[begin Raw records]

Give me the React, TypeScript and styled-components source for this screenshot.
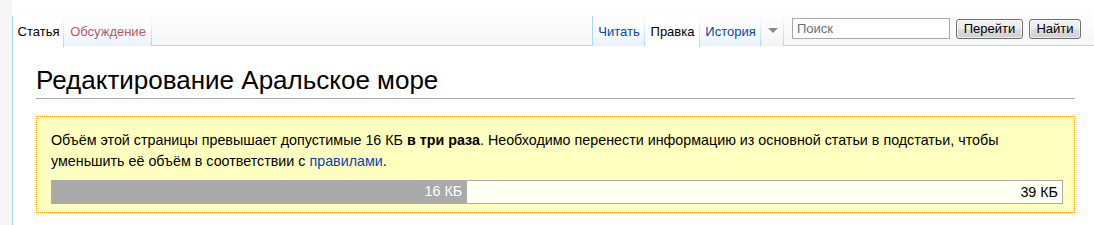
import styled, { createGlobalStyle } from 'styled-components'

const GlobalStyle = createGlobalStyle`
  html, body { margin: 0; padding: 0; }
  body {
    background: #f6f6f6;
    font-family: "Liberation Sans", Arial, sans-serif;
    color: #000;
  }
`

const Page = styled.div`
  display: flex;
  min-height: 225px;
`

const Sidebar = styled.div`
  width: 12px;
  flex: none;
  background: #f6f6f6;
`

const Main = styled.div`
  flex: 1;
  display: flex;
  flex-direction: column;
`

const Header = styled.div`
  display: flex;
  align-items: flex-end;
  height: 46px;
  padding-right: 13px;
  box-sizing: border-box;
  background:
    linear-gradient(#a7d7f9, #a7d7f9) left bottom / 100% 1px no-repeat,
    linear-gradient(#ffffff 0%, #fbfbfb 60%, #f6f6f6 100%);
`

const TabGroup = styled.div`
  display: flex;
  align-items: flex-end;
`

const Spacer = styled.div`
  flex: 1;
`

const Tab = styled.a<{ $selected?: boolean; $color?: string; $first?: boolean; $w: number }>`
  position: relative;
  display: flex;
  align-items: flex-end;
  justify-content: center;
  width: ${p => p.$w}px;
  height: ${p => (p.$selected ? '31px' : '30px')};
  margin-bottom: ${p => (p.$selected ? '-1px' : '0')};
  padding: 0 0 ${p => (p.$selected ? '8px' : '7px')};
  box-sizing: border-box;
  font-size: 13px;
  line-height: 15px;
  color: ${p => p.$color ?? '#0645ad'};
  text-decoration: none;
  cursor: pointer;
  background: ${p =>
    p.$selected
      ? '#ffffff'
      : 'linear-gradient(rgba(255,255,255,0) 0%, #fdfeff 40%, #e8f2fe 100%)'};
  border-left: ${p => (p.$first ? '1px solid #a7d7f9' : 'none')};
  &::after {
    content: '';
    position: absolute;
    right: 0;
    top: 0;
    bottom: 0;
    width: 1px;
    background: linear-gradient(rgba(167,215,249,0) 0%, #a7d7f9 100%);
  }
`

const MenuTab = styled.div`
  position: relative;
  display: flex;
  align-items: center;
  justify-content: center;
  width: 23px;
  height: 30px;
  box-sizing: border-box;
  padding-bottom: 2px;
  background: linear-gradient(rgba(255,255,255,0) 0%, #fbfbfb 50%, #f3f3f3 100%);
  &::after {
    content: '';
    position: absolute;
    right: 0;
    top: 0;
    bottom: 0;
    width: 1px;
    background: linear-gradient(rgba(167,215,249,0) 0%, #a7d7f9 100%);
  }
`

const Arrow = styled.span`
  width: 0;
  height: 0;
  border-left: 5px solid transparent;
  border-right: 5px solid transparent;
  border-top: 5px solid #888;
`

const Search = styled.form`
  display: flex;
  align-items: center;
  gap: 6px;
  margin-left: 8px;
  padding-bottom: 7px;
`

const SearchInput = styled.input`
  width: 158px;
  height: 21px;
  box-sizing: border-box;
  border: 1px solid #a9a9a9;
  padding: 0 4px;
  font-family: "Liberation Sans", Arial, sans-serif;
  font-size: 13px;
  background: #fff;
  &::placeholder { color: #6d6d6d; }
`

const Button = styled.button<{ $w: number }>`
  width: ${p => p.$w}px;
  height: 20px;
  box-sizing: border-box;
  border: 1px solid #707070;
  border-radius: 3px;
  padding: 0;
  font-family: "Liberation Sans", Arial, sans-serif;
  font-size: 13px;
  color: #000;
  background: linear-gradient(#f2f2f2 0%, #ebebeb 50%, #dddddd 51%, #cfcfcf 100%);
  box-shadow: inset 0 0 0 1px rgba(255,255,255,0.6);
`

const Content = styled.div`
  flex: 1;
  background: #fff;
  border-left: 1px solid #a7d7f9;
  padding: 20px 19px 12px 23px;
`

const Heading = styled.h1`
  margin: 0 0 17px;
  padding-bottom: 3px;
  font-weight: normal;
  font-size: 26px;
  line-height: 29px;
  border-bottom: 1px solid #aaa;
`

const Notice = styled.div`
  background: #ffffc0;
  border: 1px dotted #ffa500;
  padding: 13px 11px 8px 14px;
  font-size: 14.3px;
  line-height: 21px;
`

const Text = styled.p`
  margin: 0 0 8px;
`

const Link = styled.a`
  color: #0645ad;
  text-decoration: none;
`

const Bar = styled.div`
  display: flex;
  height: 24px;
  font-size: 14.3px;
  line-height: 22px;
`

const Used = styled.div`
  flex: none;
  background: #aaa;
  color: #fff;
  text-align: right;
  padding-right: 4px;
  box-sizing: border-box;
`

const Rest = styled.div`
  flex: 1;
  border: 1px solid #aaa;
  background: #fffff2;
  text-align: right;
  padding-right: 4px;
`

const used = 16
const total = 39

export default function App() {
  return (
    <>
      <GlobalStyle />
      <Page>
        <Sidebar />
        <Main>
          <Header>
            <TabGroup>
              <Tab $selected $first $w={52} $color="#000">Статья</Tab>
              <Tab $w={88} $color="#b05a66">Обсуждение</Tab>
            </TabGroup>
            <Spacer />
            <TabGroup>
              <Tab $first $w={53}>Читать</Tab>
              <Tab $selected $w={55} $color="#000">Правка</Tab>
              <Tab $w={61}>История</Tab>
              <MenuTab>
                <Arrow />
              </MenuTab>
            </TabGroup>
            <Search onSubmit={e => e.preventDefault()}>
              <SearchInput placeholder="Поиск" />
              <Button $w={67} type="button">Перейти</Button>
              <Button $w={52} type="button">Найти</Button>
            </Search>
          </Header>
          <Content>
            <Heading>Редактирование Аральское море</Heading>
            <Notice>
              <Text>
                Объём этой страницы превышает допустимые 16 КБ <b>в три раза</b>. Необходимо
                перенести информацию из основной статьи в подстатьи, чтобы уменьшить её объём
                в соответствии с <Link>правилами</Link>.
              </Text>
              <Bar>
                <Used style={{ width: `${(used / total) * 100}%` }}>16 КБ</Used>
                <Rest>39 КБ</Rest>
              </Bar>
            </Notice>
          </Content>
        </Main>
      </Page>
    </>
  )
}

[end Raw records]
[begin Raw records]

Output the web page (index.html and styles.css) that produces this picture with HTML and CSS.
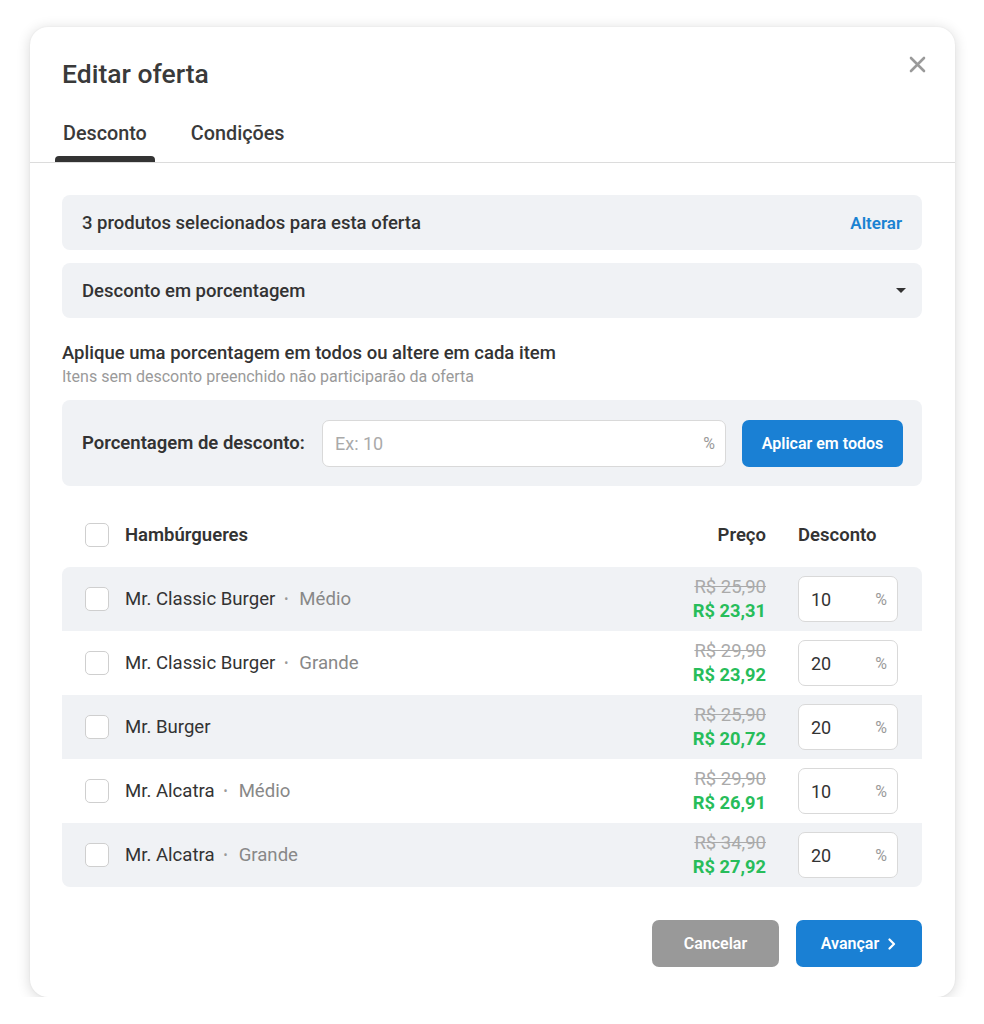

[end Raw records]

(To be done): Search the records for the string "html" and return every line in which it occurs.

(Answer to this exercise):
  html, body { margin: 0; padding: 0; }
Output the web page (index.html and styles.css) that produces this picture with HTML and CSS.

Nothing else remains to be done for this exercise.